> **Work to do**: List each line holding the string "index".

== Information supplied ==

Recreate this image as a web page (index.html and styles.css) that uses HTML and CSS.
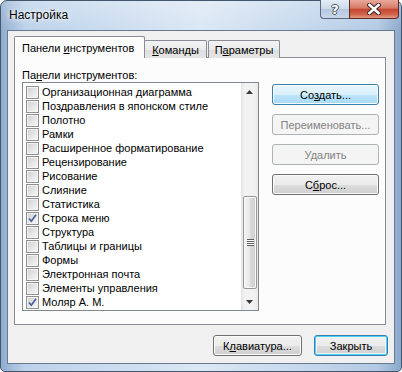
FILE: index.html
```html
<!DOCTYPE html>
<html>
<head>
    <meta charset="utf-8">
    <title>Настройка</title>
    <link rel="stylesheet" href="styles.css">
</head>
<body>
    <div class="window">
        <div class="titlebar">
            <span class="title">Настройка</span>
            <div class="caption-buttons">
                <div class="cap-btn help">?</div>
                <div class="cap-btn close">
                    <svg width="14" height="12" viewBox="0 0 14 12">
                        <path d="M2.5 2 L11.5 10 M11.5 2 L2.5 10" stroke="#3b2a28" stroke-width="4.6" stroke-linecap="square"/>
                        <path d="M2.5 2 L11.5 10 M11.5 2 L2.5 10" stroke="#ffffff" stroke-width="2.6" stroke-linecap="square"/>
                    </svg>
                </div>
            </div>
        </div>

        <div class="client">
            <!-- tab strip -->
            <div class="tabs">
                <div class="tab active"><span>Панели <u>и</u>нструментов</span></div>
                <div class="tab tab-commands"><span><u>К</u>оманды</span></div>
                <div class="tab tab-params"><span>П<u>а</u>раметры</span></div>
            </div>

            <div class="tab-page">
                <div class="toolbars">
                    <div class="list-label">Па<u>н</u>ели инструментов:</div>
                    <div class="listbox">
                        <div class="items">
                            <div class="row"><span class="check"></span>Организационная диаграмма</div>
                            <div class="row"><span class="check"></span>Поздравления в японском стиле</div>
                            <div class="row"><span class="check"></span>Полотно</div>
                            <div class="row"><span class="check"></span>Рамки</div>
                            <div class="row"><span class="check"></span>Расширенное форматирование</div>
                            <div class="row"><span class="check"></span>Рецензирование</div>
                            <div class="row"><span class="check"></span>Рисование</div>
                            <div class="row"><span class="check"></span>Слияние</div>
                            <div class="row"><span class="check"></span>Статистика</div>
                            <div class="row"><span class="check checked"><svg width="11" height="11" viewBox="0 0 11 11"><path d="M2 5.5 L4.3 8.2 L9 1.8" fill="none" stroke="#4a5f96" stroke-width="1.7"/></svg></span>Строка меню</div>
                            <div class="row"><span class="check"></span>Структура</div>
                            <div class="row"><span class="check"></span>Таблицы и границы</div>
                            <div class="row"><span class="check"></span>Формы</div>
                            <div class="row"><span class="check"></span>Электронная почта</div>
                            <div class="row"><span class="check"></span>Элементы управления</div>
                            <div class="row"><span class="check checked"><svg width="11" height="11" viewBox="0 0 11 11"><path d="M2 5.5 L4.3 8.2 L9 1.8" fill="none" stroke="#4a5f96" stroke-width="1.7"/></svg></span>Моляр А. М.</div>
                        </div>
                        <div class="scrollbar">
                            <div class="arrow">
                                <svg width="7" height="4" viewBox="0 0 7 4"><path d="M3.5 0 L7 4 L0 4 Z" fill="#3a3a3a"/></svg>
                            </div>
                            <div class="track">
                                <div class="thumb">
                                    <span class="grip"></span>
                                </div>
                            </div>
                            <div class="arrow">
                                <svg width="7" height="4" viewBox="0 0 7 4"><path d="M0 0 L7 0 L3.5 4 Z" fill="#3a3a3a"/></svg>
                            </div>
                        </div>
                    </div>
                </div>

                <div class="side-buttons">
                    <div class="btn btn-hot"><span>Со<u>з</u>дать...</span></div>
                    <div class="btn btn-disabled"><span>Переименовать...</span></div>
                    <div class="btn btn-disabled"><span>Удалить</span></div>
                    <div class="btn"><span>С<u>б</u>рос...</span></div>
                </div>
            </div>

            <div class="footer">
                <div class="btn btn-keyboard"><span>К<u>л</u>авиатура...</span></div>
                <div class="btn btn-default btn-close"><span>Закрыть</span></div>
            </div>
        </div>
    </div>
</body>
</html>
```

FILE: styles.css
```css
body {
    margin: 0;
    background: #ffffff;
    font-family: "Liberation Sans", Arial, sans-serif;
    font-size: 11px;
    color: #000000;
}

u {
    text-decoration: underline;
    text-underline-offset: 1px;
}

/* window frame */

.window {
    width: 402px;
    height: 372px;
    box-sizing: border-box;
    border: 1px solid #44566c;
    border-radius: 7px 7px 5px 5px;
    padding: 0 6px 7px 6px;
    display: flex;
    flex-direction: column;
    background:
        linear-gradient(180deg, rgba(255, 255, 255, 0.25) 0, rgba(255, 255, 255, 0) 30px),
        linear-gradient(90deg, #8faccf 0%, #bcd2ea 6%, #c9dbef 25%, #dbe7f4 50%, #c5d8ed 75%, #b3cae4 94%, #8aa8cc 100%);
}

.titlebar {
    height: 29px;
    display: flex;
    align-items: flex-start;
    padding-left: 2px;
}

.title {
    font-size: 12px;
    line-height: 29px;
    color: #000000;
    text-shadow: 0 0 6px #ffffff, 0 0 3px #ffffff;
}

.caption-buttons {
    margin-left: auto;
    margin-right: -4px;
    margin-top: -1px;
    display: flex;
}

.cap-btn {
    height: 19px;
    box-sizing: border-box;
    border: 1px solid #5a6a7e;
    border-top: none;
    display: flex;
    align-items: center;
    justify-content: center;
}

.help {
    width: 29px;
    border-radius: 0 0 0 4px;
    border-right: none;
    background: linear-gradient(180deg, #e4edf7 0%, #cbdaeb 50%, #b5c8df 52%, #c7d7ea 100%);
    color: #ffffff;
    font-family: "DejaVu Sans", sans-serif;
    font-weight: bold;
    font-size: 13px;
    text-shadow: -1px 0 #4c5561, 1px 0 #4c5561, 0 -1px #4c5561, 0 1px #4c5561;
}

.close {
    width: 50px;
    border-color: #5e2a22;
    border-radius: 0 0 4px 0;
    background: linear-gradient(180deg, #e9a99c 0%, #d67a68 45%, #c54530 52%, #d0634c 80%, #e39b82 100%);
}

/* client area */

.client {
    flex: 1;
    display: flex;
    flex-direction: column;
    border: 1px solid #687a90;
    background: #f0f0f0;
}

.tabs {
    display: flex;
    align-items: flex-end;
    height: 21px;
    margin: 6px 0 -1px 6px;
    position: relative;
    z-index: 1;
}

.tab {
    height: 18px;
    box-sizing: border-box;
    border: 1px solid #898c95;
    border-bottom: none;
    border-radius: 2px 2px 0 0;
    background: linear-gradient(180deg, #f3f3f3 0%, #ebebeb 50%, #dddddd 51%, #e6e6e6 100%);
    display: flex;
    align-items: center;
    justify-content: center;
    padding-top: 1px;
}

.tab.active {
    width: 131px;
    height: 22px;
    background: #fcfcfc;
    justify-content: flex-start;
    padding-left: 7px;
    padding-top: 0;
    position: relative;
    z-index: 2;
}

.tab-commands {
    width: 63px;
    margin-left: -1px;
}

.tab-params {
    width: 72px;
    margin-left: 1px;
}

.tab-page {
    width: 372px;
    height: 268px;
    box-sizing: border-box;
    margin-left: 6px;
    border: 1px solid #898c95;
    background: #fcfcfc;
    display: flex;
    padding: 10px 0 0 7px;
}

.list-label {
    line-height: 14px;
    height: 14px;
}

.listbox {
    width: 237px;
    height: 229px;
    box-sizing: border-box;
    border: 1px solid #828790;
    background: #ffffff;
    display: flex;
}

.items {
    flex: 1;
    padding-top: 2px;
}

.row {
    height: 14px;
    display: flex;
    align-items: center;
    padding-left: 3px;
    white-space: nowrap;
}

.check {
    width: 13px;
    height: 13px;
    box-sizing: border-box;
    border: 1px solid #8f8f8f;
    margin-right: 3px;
    background: linear-gradient(135deg, #cfcfcf 0%, #e9e9e9 60%, #f7f7f7 100%);
    box-shadow: inset 0 0 0 1px #f4f4f4;
    display: flex;
    align-items: center;
    justify-content: center;
}

/* scrollbar */

.scrollbar {
    width: 17px;
    display: flex;
    flex-direction: column;
    background: linear-gradient(90deg, #e3e3e3 0%, #f2f2f2 20%, #f2f2f2 80%, #e8e8e8 100%);
}

.arrow {
    height: 17px;
    display: flex;
    align-items: center;
    justify-content: center;
}

.track {
    flex: 1;
}

.thumb {
    margin: 96px 1px 0 2px;
    height: 93px;
    box-sizing: border-box;
    border: 1px solid #979797;
    border-radius: 2px;
    background: linear-gradient(90deg, #f3f3f3 0%, #e9e9e9 45%, #d8d8d8 55%, #cfcfcf 100%);
    box-shadow: inset 0 0 0 1px #f8f8f8;
    display: flex;
    align-items: center;
    justify-content: center;
}

.grip {
    width: 7px;
    height: 7px;
    background: repeating-linear-gradient(180deg, #5f5f5f 0, #5f5f5f 1px, #ffffff 1px, #ffffff 2px);
}

/* buttons */

.side-buttons {
    margin: 16px 0 0 13px;
    display: flex;
    flex-direction: column;
    gap: 9px;
}

.btn {
    width: 107px;
    height: 21px;
    box-sizing: border-box;
    border: 1px solid #707070;
    border-radius: 3px;
    background: linear-gradient(180deg, #f2f2f2 0%, #ebebeb 50%, #dddddd 51%, #cfcfcf 100%);
    box-shadow: inset 0 0 0 1px #fbfbfb;
    display: flex;
    align-items: center;
    justify-content: center;
}

.btn-hot {
    border-color: #3c7fb1;
    background: linear-gradient(180deg, #eaf6fd 0%, #d9f0fc 50%, #bee6fd 51%, #a7d9f5 100%);
}

.btn-disabled {
    border-color: #adb2b5;
    background: #f4f4f4;
    box-shadow: none;
    color: #838383;
}

.footer {
    display: flex;
    justify-content: flex-end;
    gap: 12px;
    margin: 10px 6px 0 0;
}

.btn-keyboard {
    width: 89px;
}

.btn-close {
    width: 74px;
}

.btn-default {
    border-color: #3c7fb1;
    box-shadow: inset 0 0 0 1px #48d0f8, inset 0 0 0 2px #f4f4f4;
}
```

===

> **Exercise solution**:
Recreate this image as a web page (index.html and styles.css) that uses HTML and CSS.
FILE: index.html
    z-index: 1;
    z-index: 2;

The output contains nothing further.